Steph Turner came from Rochester to take part in the picnic. She is a member of the Michigan Trans Empowerment Task Force and a former member of the Transgender Michigan board. “Rachel (Crandall) and Susan (Crocker) started this in ’97 at a time when people couldn’t be as visible as they are,” Turner said. “It’s empowering to see how many more trans people are out and want to get involved.”
Marcus, who is part of the ACLU Lambda Legal program, also found a message of strength and hope last Saturday. “A lot of people forget how hard they had to fight to get their rights. In the sixties people stood up for themselves and each other.

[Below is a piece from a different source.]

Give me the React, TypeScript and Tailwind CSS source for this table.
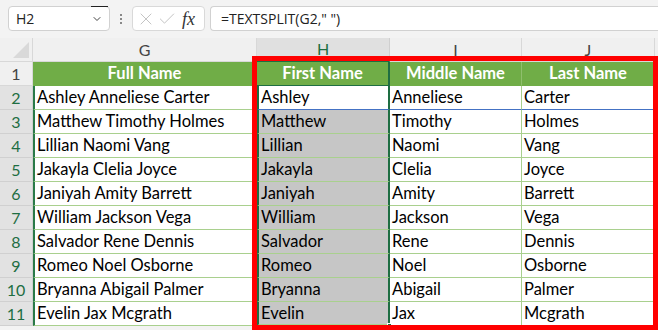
import React from 'react';
import { ChevronDown, X, Check } from 'lucide-react';

const rows = [
  ['Ashley Anneliese Carter', 'Ashley', 'Anneliese', 'Carter'],
  ['Matthew Timothy Holmes', 'Matthew', 'Timothy', 'Holmes'],
  ['Lillian Naomi Vang', 'Lillian', 'Naomi', 'Vang'],
  ['Jakayla Clelia Joyce', 'Jakayla', 'Clelia', 'Joyce'],
  ['Janiyah Amity Barrett', 'Janiyah', 'Amity', 'Barrett'],
  ['William Jackson Vega', 'William', 'Jackson', 'Vega'],
  ['Salvador Rene Dennis', 'Salvador', 'Rene', 'Dennis'],
  ['Romeo Noel Osborne', 'Romeo', 'Noel', 'Osborne'],
  ['Bryanna Abigail Palmer', 'Bryanna', 'Abigail', 'Palmer'],
  ['Evelin Jax Mcgrath', 'Evelin', 'Jax', 'Mcgrath'],
];

const headers = ['Full Name', 'First Name', 'Middle Name', 'Last Name'];

const cellFont = { fontFamily: 'Lato, "Noto Sans", sans-serif' };
const uiFont = { fontFamily: '"Open Sans", "Noto Sans", sans-serif' };

const App: React.FC = () => {
  return (
    <div className="w-[658px] h-[330px] overflow-hidden bg-[#f3f3f3] relative">
      {/* formula bar */}
      <div className="h-[38px] flex items-start pt-[6px] pl-[8px]" style={uiFont}>
        <div className="relative w-[102px] h-[25px] bg-white border border-[#d1d1d1] rounded-[4px] flex items-center pl-[7px] text-[14px] text-[#222]">
          H2
          <div className="absolute right-[1px] top-[-1px] w-[17px] h-[1px] bg-[#222]" />
          <ChevronDown className="absolute right-[6px] top-[6px] w-[12px] h-[12px] text-[#444]" strokeWidth={2} />
        </div>
        <div className="w-[22px] h-[25px] flex flex-col items-center justify-center gap-[2px]">
          <div className="w-[2px] h-[2px] bg-[#888]" />
          <div className="w-[2px] h-[2px] bg-[#888]" />
          <div className="w-[2px] h-[2px] bg-[#888]" />
        </div>
        <div className="w-[73px] h-[25px] bg-white border border-[#d9d9d9] rounded-[4px] flex items-center pl-[3px] gap-[1px]">
          <X className="w-[20px] h-[20px] text-[#c4c4c4]" strokeWidth={1.2} />
          <Check className="w-[20px] h-[20px] text-[#c4c4c4]" strokeWidth={1.2} />
          <span className="ml-[4px] text-[18px] italic text-[#333] leading-none" style={{ fontFamily: '"Liberation Serif", serif' }}>fx</span>
        </div>
        <div className="ml-[5px] flex-1 h-[25px] bg-white border border-[#d1d1d1] border-r-0 rounded-l-[4px] flex items-center pl-[10px] text-[14px] text-[#222]">
          =TEXTSPLIT(G2," ")
        </div>
      </div>

      {/* sheet */}
      <div className="grid grid-cols-[33px_224px_133px_132px_133px_3px] grid-rows-[24px_repeat(11,24px)]" style={cellFont}>
        {/* column header row */}
        <div className="relative bg-[#f0f0f0] border-r border-b border-[#d8d8d8]">
          <div className="absolute right-[3px] bottom-[3px] w-0 h-0 border-l-[16px] border-l-transparent border-b-[16px] border-b-[#d9d9d9]" />
        </div>
        <div className="bg-[#f0f0f0] border-r border-b border-[#d8d8d8] flex items-center justify-center text-[16px] text-[#444]">G</div>
        <div className="bg-[#e0e0e0] border-r border-b-2 border-b-[#1e6e42] border-r-[#cfcfcf] flex items-center justify-center text-[16px] text-[#1e6e42]">H</div>
        <div className="bg-[#f0f0f0] border-r border-b border-[#d8d8d8] flex items-center justify-center text-[16px] text-[#444]">I</div>
        <div className="bg-[#f0f0f0] border-r border-b border-[#d8d8d8] flex items-center justify-center text-[16px] text-[#444]">J</div>
        <div className="bg-[#f0f0f0] border-b border-[#d8d8d8]" />

        {/* row 1 */}
        <div className="bg-[#f0f0f0] border-r border-b border-[#d8d8d8] flex items-center justify-center text-[16px] text-[#444]">1</div>
        {headers.map((h, i) => (
          <div
            key={h}
            className={`bg-[#70ad47] border-b flex items-center justify-center text-[16.5px] font-bold text-white ${
              i === 1 ? 'border-b-[#1e6e42] border-r-2 border-r-[#1e6e42]' : 'border-b-[#70ad47] border-r border-r-[#8fbf6d]'
            }`}
          >
            {h}
          </div>
        ))}
        <div className="bg-[#f3f3f3]" />

        {rows.map((r, ri) => (
          <React.Fragment key={ri}>
            <div className="bg-[#e2e2e2] border-r border-b border-[#d0d0d0] flex items-center justify-center text-[16px] text-[#1e6e42]">
              {ri + 2}
            </div>
            <div className="bg-white border-l-2 border-l-[#2a7a48] border-r border-r-[#a9d08e] border-b border-b-[#a9d08e] flex items-center pl-[2px] text-[16.5px] text-black">
              {r[0]}
            </div>
            <div
              className={`relative border-r-2 border-r-[#1e6e42] border-l-2 border-l-[#1e6e42] flex items-center pl-[2px] text-[16.5px] text-black ${
                ri === 0 ? 'bg-white border-b border-b-[#4472c4]' : 'bg-[#c6c6c6] border-b border-b-[#a9d08e]'
              } ${ri === 9 ? 'border-b-2 border-b-[#1e6e42]' : ''}`}
            >
              {r[1]}
              {ri === 9 && <div className="absolute right-[-4px] bottom-[-4px] w-[5px] h-[5px] bg-[#1e6e42] border border-white" />}
            </div>
            <div className={`bg-white border-r border-r-[#a9d08e] border-b flex items-center pl-[2px] text-[16.5px] text-black ${ri === 0 ? 'border-b-[#4472c4]' : 'border-b-[#a9d08e]'}`}>
              {r[2]}
            </div>
            <div className={`bg-white border-r border-r-[#4472c4] border-b flex items-center pl-[2px] text-[16.5px] text-black ${ri === 0 ? 'border-b-[#4472c4]' : 'border-b-[#a9d08e]'}`}>
              {r[3]}
            </div>
            <div className="bg-white" />
          </React.Fragment>
        ))}
      </div>

      {/* red highlight box */}
      <div className="absolute left-[252px] top-[56px] w-[406px] h-[274px] border-[5px] border-[#ff0000] pointer-events-none" />
    </div>
  );
};

export default App;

But the eighties came along and we got our cocaine and our big manufacturing jobs, our electronic toys and gadgets and we forgot where we came from,” Marcus said. “This is the kind of thing we need to get back to – having a voice.”
Transgender Michigan board member Vanessa Emma Goldman remembers the frustration of having to hide her gender expression as a child. “Growing up in Wyandotte in the seventies, you didn’t talk about things like this,” Goldman said. “I came out in 2005 and I joined the board in 2008 because I think it’s important. Having an organization like Transgender Michigan makes it possible to come out and be more comfortable in transitioning.” Goldman lives in Gaines Township, a place she says works well for her because “it is out in the country where people keep to themselves,” though she still presents herself as male most of the time in public.
“For a lot of people this is the only day they can be themselves and interact with other transgender people,” said Transgender Michigan co-founder Rachel Crandall. She said 106 people attended, ranging from toddler-age to 80, with the farthest away coming from Texas.